**Aim**
Locate the word "page" in the data below, then copy every line that holds it.

**Data to use**
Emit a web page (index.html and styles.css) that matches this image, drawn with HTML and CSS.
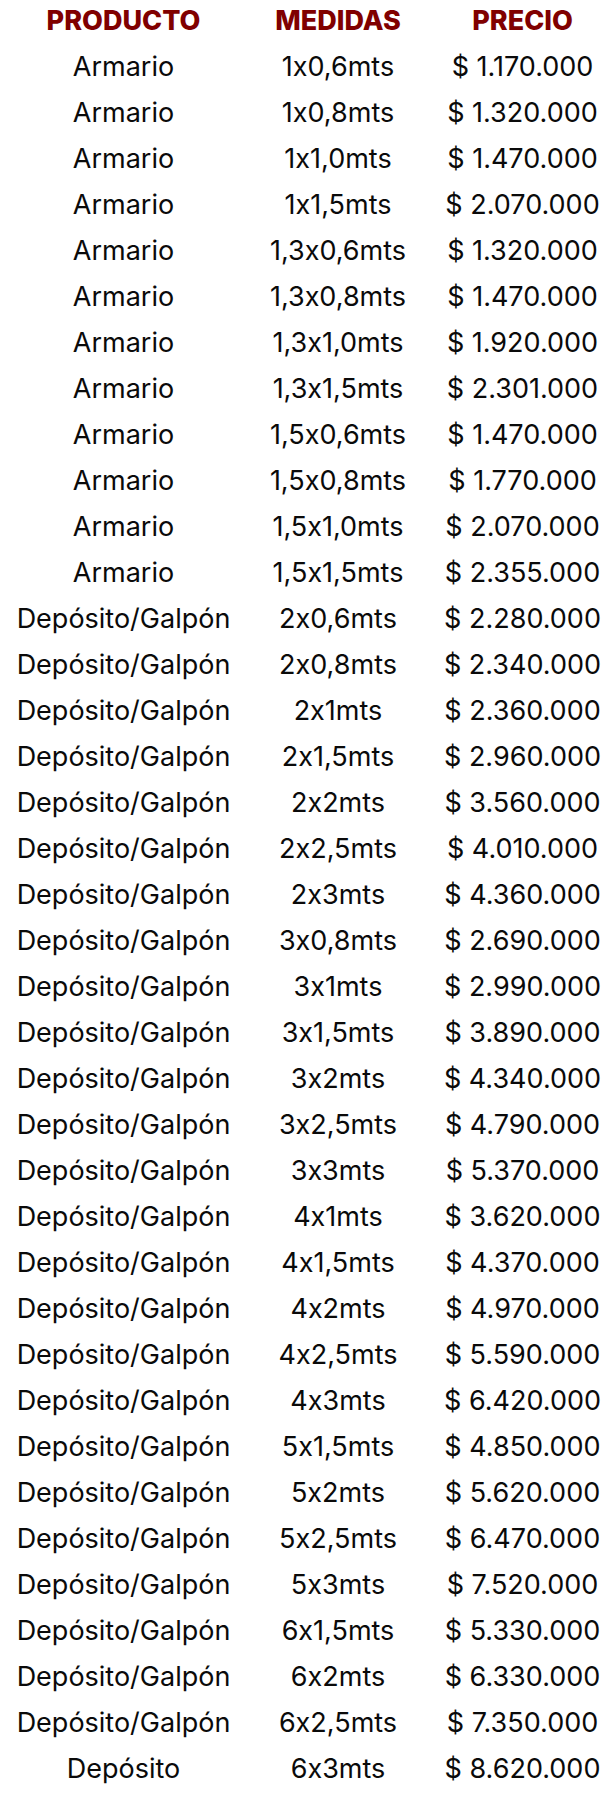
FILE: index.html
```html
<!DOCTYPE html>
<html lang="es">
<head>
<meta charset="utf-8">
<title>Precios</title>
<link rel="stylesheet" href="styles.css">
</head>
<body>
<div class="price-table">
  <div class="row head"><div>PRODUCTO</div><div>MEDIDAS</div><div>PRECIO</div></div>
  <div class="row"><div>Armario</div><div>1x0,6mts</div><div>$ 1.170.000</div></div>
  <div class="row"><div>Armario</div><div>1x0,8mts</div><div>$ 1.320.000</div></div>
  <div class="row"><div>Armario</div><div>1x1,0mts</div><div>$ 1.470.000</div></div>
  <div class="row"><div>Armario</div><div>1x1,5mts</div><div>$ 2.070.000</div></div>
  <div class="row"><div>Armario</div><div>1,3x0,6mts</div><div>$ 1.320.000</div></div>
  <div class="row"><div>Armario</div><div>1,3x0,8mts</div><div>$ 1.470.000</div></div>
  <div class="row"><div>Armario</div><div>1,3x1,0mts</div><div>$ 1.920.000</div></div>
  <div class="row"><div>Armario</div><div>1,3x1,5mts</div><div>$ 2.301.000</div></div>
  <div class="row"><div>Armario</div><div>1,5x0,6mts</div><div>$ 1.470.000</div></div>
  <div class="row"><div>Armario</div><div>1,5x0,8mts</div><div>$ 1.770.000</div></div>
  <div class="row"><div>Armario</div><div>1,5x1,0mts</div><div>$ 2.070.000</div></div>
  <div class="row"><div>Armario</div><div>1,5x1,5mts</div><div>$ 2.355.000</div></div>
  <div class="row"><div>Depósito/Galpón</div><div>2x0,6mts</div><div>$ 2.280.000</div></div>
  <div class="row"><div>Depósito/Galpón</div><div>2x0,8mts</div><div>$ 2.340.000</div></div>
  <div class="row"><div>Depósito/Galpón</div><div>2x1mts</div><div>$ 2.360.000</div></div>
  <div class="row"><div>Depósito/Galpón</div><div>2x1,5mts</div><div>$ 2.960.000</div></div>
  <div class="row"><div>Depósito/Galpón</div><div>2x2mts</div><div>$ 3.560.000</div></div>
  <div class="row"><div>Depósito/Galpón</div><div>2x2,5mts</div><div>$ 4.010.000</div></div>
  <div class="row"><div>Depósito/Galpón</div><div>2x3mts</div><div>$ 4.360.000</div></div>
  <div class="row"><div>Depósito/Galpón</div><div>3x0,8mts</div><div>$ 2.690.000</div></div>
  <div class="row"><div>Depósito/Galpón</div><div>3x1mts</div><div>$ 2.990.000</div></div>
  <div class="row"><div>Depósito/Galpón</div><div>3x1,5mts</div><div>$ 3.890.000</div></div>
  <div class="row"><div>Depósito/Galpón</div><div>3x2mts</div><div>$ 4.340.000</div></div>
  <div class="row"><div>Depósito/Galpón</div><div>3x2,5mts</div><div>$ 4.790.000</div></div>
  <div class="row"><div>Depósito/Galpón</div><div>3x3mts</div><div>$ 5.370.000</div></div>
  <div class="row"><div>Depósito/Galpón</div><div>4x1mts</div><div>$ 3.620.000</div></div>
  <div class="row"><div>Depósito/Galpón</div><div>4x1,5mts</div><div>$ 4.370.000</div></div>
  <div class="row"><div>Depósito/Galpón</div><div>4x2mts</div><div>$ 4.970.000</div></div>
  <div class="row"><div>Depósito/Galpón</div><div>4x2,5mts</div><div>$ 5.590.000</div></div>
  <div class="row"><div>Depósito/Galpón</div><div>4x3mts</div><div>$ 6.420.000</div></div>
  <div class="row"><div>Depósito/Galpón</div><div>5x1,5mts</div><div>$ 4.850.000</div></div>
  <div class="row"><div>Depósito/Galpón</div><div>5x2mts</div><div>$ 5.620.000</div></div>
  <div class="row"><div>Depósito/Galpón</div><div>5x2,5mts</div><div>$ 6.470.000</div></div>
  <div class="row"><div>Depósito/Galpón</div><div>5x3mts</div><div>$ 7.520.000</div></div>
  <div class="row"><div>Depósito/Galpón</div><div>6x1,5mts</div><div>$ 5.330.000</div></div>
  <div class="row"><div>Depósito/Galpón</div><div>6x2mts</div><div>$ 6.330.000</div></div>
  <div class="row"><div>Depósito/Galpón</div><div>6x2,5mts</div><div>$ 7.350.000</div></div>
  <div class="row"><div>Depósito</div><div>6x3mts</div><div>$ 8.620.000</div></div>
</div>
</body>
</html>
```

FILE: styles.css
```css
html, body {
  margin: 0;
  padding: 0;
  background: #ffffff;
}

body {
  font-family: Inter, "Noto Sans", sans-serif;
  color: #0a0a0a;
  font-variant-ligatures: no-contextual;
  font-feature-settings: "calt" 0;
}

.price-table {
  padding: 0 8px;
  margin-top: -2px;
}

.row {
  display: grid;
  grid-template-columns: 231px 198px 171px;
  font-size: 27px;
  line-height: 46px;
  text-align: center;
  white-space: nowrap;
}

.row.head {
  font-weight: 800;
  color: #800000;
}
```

==

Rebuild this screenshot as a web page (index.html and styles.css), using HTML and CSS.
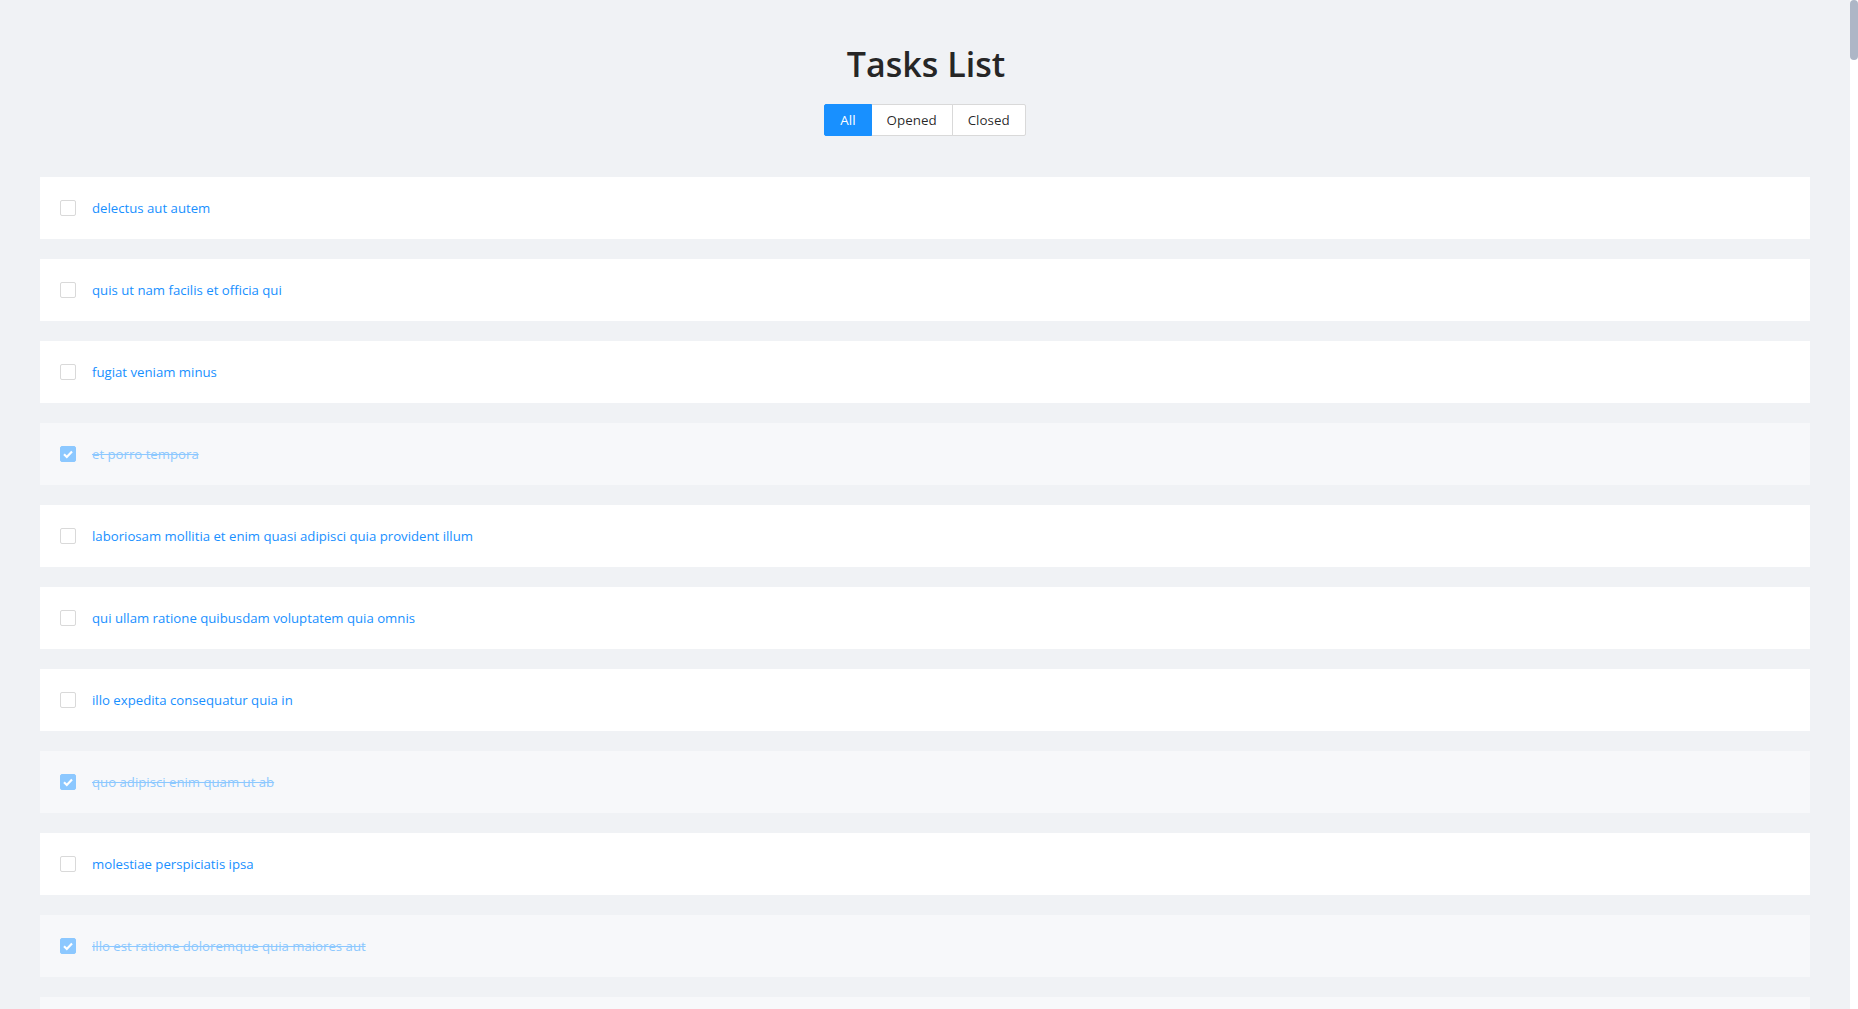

--

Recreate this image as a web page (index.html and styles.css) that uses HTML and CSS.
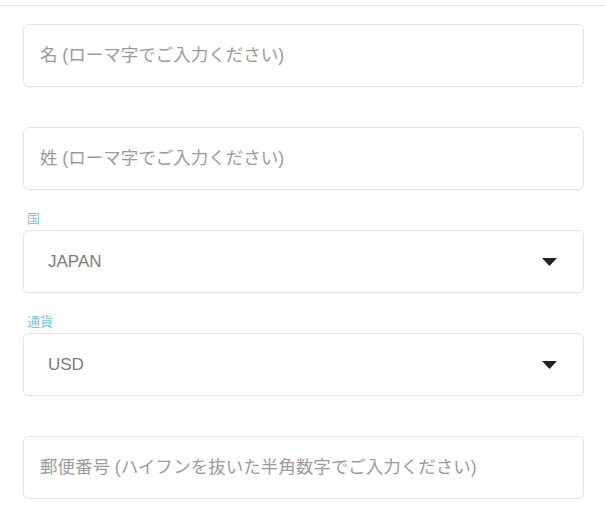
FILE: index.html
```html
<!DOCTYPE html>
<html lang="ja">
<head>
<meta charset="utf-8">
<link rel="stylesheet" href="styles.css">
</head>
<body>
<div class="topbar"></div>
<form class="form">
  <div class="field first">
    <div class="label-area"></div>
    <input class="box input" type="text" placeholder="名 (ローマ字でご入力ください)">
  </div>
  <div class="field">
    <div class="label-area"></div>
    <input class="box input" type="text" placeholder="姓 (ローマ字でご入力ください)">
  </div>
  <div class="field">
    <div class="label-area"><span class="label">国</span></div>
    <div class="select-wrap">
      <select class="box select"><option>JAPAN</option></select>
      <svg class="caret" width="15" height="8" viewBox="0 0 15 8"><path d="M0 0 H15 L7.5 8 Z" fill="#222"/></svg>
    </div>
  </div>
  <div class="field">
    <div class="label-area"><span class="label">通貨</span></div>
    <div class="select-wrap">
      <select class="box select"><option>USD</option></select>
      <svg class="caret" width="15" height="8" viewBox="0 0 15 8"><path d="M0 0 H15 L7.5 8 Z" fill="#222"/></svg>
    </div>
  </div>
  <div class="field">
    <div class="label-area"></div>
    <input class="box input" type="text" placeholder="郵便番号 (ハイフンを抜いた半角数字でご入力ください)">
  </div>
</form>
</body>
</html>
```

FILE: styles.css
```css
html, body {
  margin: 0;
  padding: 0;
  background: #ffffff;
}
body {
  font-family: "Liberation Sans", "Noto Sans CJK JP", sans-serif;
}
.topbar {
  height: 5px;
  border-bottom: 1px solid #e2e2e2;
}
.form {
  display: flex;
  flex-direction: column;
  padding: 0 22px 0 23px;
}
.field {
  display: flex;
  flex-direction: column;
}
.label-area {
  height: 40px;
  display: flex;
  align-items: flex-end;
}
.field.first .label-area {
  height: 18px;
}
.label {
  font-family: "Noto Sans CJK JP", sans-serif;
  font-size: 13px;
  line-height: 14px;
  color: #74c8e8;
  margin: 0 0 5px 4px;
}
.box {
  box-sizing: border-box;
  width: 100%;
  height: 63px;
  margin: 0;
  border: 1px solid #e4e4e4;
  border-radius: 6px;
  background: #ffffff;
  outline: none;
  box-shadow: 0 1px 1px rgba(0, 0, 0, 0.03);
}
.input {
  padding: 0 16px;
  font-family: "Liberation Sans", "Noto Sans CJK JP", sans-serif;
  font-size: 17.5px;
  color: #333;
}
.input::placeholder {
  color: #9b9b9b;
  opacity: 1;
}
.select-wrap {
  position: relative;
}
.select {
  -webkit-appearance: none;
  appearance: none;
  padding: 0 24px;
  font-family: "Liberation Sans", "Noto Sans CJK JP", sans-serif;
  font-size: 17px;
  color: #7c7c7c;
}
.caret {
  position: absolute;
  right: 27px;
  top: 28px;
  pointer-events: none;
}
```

**Solution below**
Emit a web page (index.html and styles.css) that matches this image, drawn with HTML and CSS.
Rebuild this screenshot as a web page (index.html and styles.css), using HTML and CSS.
Recreate this image as a web page (index.html and styles.css) that uses HTML and CSS.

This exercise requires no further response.